Find the lines that hold the word "this" and return them.

>> START

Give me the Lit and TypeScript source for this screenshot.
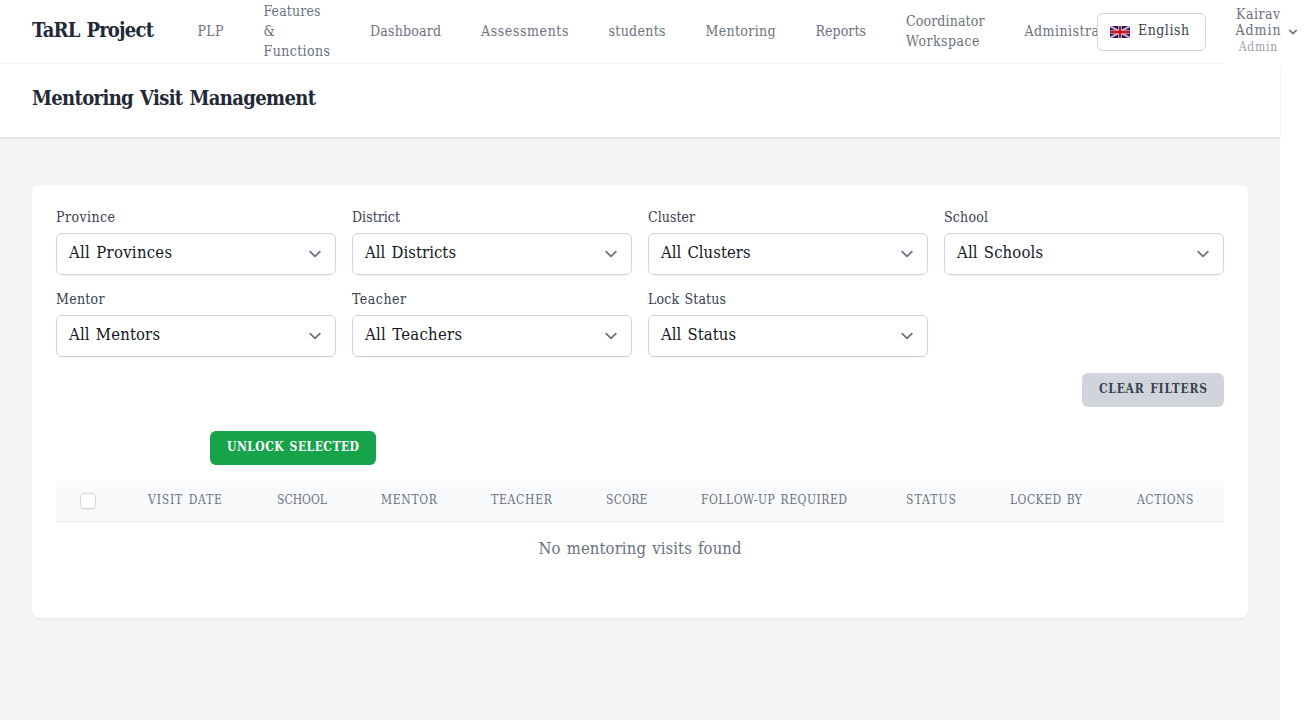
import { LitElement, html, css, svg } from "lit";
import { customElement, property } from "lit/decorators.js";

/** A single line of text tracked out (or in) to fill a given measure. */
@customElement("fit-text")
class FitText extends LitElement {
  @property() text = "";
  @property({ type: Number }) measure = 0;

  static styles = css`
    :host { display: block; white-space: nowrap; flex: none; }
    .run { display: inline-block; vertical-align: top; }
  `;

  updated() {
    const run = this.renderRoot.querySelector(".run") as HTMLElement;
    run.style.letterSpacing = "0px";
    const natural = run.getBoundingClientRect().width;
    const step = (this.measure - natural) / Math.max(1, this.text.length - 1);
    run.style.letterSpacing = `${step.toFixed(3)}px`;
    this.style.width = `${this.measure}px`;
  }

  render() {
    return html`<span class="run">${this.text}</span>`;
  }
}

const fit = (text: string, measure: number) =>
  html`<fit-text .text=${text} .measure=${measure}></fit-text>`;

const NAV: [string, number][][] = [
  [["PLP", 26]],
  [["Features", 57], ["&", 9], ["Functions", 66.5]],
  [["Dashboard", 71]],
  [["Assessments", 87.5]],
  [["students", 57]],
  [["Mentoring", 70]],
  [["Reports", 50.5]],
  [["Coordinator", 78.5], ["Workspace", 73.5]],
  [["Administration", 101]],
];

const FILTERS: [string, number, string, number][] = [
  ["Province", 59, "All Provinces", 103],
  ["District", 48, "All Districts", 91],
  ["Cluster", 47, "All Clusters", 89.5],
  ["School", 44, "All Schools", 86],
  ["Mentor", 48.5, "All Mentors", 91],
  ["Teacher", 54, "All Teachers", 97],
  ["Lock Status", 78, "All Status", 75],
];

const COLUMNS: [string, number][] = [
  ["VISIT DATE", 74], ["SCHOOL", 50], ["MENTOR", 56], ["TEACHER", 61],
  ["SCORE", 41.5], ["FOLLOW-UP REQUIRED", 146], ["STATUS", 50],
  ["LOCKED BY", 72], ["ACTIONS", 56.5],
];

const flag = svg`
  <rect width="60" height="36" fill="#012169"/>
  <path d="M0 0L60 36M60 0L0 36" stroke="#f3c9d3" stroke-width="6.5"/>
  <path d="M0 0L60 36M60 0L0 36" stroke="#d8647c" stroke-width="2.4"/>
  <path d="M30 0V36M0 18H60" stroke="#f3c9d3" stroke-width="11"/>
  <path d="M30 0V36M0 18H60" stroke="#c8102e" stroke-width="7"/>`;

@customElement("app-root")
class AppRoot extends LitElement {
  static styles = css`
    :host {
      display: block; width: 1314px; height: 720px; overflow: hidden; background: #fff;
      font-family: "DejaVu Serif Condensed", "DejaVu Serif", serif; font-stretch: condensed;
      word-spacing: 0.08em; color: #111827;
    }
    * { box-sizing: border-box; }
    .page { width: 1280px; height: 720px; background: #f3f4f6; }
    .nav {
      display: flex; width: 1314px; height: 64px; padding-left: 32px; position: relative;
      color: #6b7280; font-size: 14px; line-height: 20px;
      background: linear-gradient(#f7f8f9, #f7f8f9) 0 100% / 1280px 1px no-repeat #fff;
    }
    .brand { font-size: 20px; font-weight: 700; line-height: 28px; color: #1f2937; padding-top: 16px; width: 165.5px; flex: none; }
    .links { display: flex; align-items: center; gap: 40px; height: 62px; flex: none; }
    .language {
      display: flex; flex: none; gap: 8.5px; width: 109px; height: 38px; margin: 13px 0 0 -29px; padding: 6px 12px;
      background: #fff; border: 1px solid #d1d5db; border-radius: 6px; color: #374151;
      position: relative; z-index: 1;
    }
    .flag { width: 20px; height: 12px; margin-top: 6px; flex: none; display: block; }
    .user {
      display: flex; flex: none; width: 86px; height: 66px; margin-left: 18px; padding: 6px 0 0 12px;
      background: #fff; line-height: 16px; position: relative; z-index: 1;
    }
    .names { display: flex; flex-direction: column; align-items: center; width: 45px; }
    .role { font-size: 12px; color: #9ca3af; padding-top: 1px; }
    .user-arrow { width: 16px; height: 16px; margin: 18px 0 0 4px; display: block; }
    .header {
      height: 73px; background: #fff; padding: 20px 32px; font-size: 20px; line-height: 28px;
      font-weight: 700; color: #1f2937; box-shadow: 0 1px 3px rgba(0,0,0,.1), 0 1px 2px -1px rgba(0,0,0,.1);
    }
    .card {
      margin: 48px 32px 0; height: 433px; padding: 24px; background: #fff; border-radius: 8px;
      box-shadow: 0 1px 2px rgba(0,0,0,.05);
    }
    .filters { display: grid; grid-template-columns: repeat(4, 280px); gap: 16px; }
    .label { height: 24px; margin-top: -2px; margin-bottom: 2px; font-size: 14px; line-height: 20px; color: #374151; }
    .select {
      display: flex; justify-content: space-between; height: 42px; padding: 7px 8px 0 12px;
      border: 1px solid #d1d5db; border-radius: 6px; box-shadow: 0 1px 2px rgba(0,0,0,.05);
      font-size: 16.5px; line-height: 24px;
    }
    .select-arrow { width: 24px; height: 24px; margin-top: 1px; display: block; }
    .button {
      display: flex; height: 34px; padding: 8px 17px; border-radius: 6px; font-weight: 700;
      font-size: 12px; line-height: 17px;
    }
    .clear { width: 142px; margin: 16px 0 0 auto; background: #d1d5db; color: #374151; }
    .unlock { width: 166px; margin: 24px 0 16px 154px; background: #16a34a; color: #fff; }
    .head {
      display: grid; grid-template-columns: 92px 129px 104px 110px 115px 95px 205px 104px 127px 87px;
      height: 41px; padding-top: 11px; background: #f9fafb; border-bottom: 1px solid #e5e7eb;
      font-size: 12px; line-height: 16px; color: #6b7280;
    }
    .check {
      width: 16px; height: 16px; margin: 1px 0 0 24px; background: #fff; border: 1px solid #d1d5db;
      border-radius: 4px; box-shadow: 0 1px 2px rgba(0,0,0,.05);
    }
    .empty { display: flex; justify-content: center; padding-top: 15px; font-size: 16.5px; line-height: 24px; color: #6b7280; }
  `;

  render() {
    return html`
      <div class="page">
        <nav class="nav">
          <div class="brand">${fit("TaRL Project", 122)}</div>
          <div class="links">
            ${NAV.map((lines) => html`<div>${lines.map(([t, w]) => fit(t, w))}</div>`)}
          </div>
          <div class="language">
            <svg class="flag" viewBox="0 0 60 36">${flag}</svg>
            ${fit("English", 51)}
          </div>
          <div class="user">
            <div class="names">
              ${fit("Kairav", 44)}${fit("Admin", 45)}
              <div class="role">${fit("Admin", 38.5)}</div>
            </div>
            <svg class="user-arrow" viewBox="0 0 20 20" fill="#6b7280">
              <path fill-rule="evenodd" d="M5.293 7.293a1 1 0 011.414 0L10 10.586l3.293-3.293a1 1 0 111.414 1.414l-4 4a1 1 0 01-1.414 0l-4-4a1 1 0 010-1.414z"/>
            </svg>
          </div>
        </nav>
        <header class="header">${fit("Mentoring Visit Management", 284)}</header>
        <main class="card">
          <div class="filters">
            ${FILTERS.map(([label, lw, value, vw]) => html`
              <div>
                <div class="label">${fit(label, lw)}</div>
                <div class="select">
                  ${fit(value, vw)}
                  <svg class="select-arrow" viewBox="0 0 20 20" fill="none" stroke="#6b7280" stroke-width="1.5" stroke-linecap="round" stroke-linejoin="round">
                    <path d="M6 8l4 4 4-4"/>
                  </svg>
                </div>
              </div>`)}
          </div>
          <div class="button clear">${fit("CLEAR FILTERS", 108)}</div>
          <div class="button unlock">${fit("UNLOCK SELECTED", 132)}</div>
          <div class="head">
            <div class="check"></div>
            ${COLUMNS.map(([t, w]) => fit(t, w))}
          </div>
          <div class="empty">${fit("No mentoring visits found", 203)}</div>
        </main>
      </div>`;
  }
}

>> END

### TASK RESULT:
Give me the Lit and TypeScript source for this screenshot.
    const run = this.renderRoot.querySelector(".run") as HTMLElement;
    const step = (this.measure - natural) / Math.max(1, this.text.length - 1);
    this.style.width = `${this.measure}px`;
    return html`<span class="run">${this.text}</span>`;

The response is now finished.